= Atlamál =

One of the heroic poems of the Poetic Edda

The bottom of page 43 verso of the Codex Regius contains stanzas 96 and 97 of Atlamál.

Atlamál in grǿnlenzku ('The Greenlandic Lay of Atli') is one of the heroic poems of the Poetic Edda. It relates the same basic story as Atlakviða at greater length and in a different style. The poem is believed to have been composed in Greenland, most likely in the 12th century. It has 103 stanzas and is the only Eddic poem written entirely in the metre málaháttr.

==Plot summary==
Plotting to kill his brothers-in-law, Atli dispatches messengers to Gunnarr and Högni, the sons of Gjúki, with an invitation to his hall. Guðrún daughter of Gjúki, Atli's wife, learns about the plot and sends a runic message to her brothers but the runes are corrupted by one of the messengers, Vingi. Nevertheless, Kostbera, Högni's wife, discerns from the runes that something is wrong and warns Högni. Högni dismisses her fears but she persists and describes dreadful dreams she has had, interpreting them as warnings. Högni remains unmoved and explains the dreams away. Glaumvör, Gunnarr's wife, has also had bad dreams which she describes to her husband, who also attempts to explain them away. Eventually Gunnarr admits that their lives may be short but tells Glaumvör that he cannot evade his doom. The brothers set out to Atli with only three companions. The women follow the brothers to a fjord where their ways must part. Glaumvör reminds Vingi of the sanctity due to a guest and he swears that there is no deception. Kostbera and Högni say farewell to each other and the men row away.

As the brothers and their companions arrive at Atli's door, Vingi admits to his treachery and is promptly slain. Atli then attacks the five guests with a force of 30. The battle rages for hours and Guðrún joins it on the side of her brothers, throwing away her jewelry. Finally the children of Gjúki are overpowered, having slain 18 of Atli's warriors. Atli trades accusations with his wife and orders the execution of Gunnarr and Högni. Following a comical episode with Hjalli, Atli's cook, Atli has the brothers executed. Högni dies laughing while Gunnarr dies playing a harp with his toes.

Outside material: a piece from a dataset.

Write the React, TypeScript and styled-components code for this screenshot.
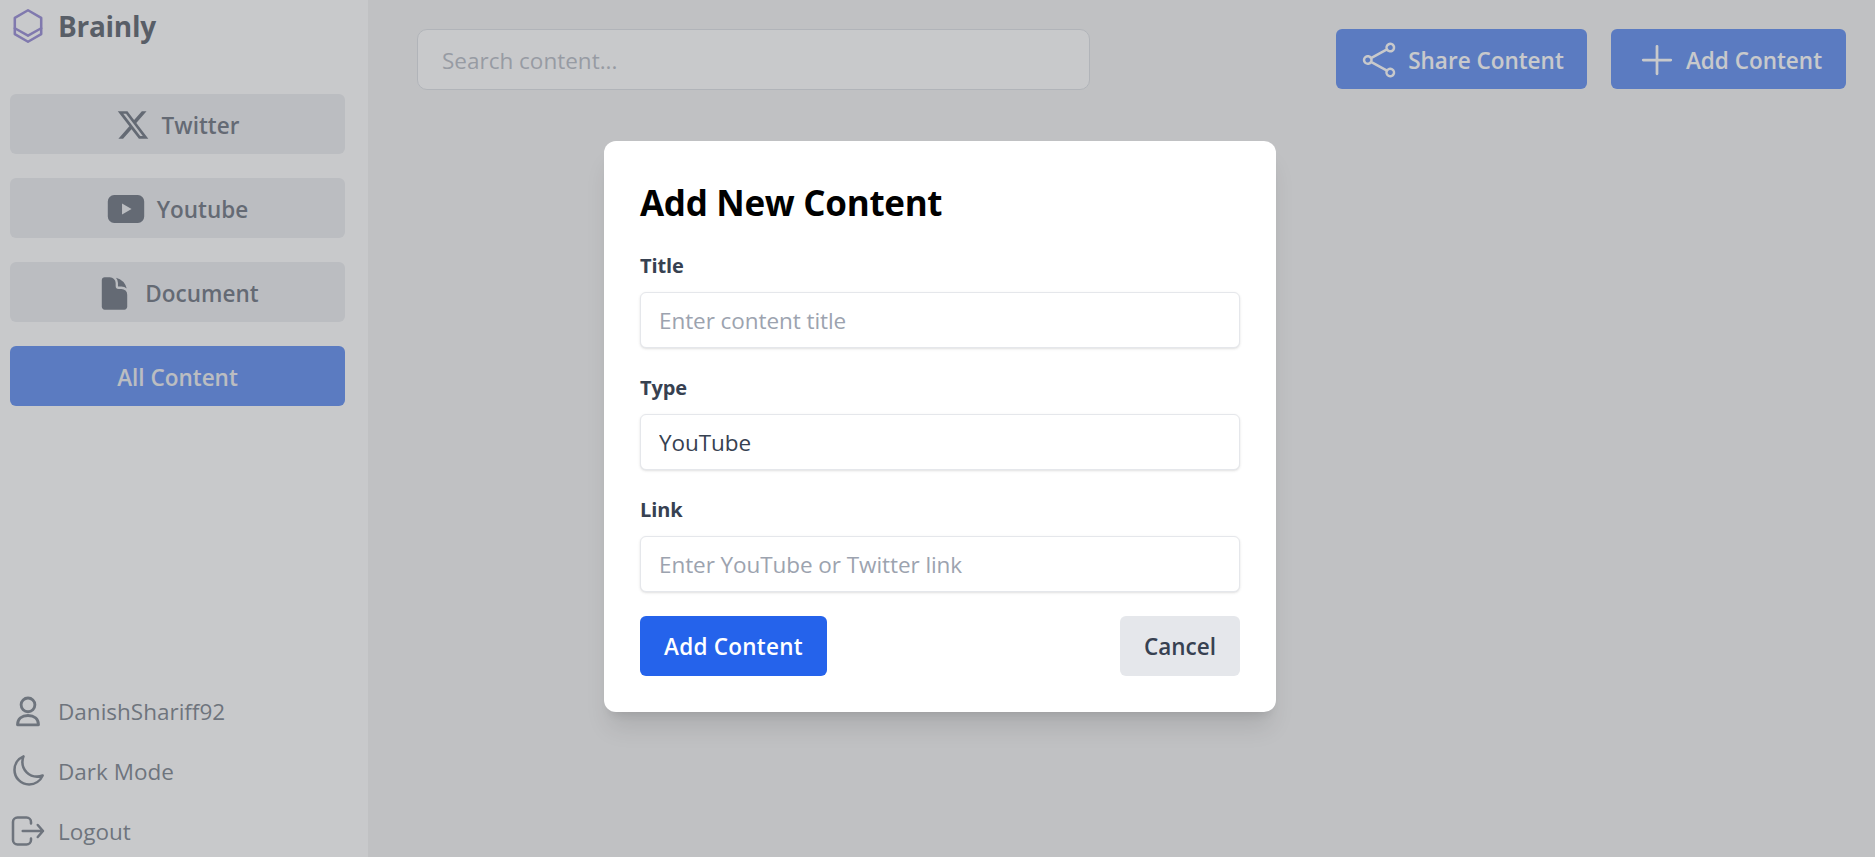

Atli discusses matters with Guðrún. She tells him that things will go badly for him unless he kills her too. He tries to console her by promising precious gifts and she pretends to relent, asking Atli for a great ale-feast to commemorate her brothers. Guðrún then kills their two sons and has the unsuspecting Atli use their heads as drinking vessels and eat their roasted hearts. Later Guðrún kills Atli with the aid of Hniflungr, son of Högni. The final part of the poem consists of exchanges between Guðrún and Atli. Guðrún recalls her glorious past when she went harrying with Sigurðr and her brothers. Atli recalls his marriage proposal to Guðrún and how she was never content in their marriage, despite all their riches. In the end he asks Guðrún to give him an honorable burial and she agrees. She then attempts suicide and fails. The poem ends on a note that any man who begets such offspring as Gjúki's is fortunate.

==Date and provenance==
Both Atlamál and Atlakviða are referred to as Greenlandic poems in the Codex Regius. Most scholars believe Atlakviða to be older than the Norse colony in Greenland and reject a Greenlandic origin for that poem. Atlamál, on the other hand, is believed to be of an age consistent with composition in Greenland. Moreover, some aspects of the poem itself are suggestive of Greenland. In particular one of Kostbera's ominous dreams has a realistic description of a polar bear. The grim tone of the poem is also consistent with what is known of the Greenland settlement. The relatively mean conditions of the chieftains in the poem—the Niflungar, for example, have only 10 retainers—have also been taken as strengthening the case for an origin in Greenlandic culture.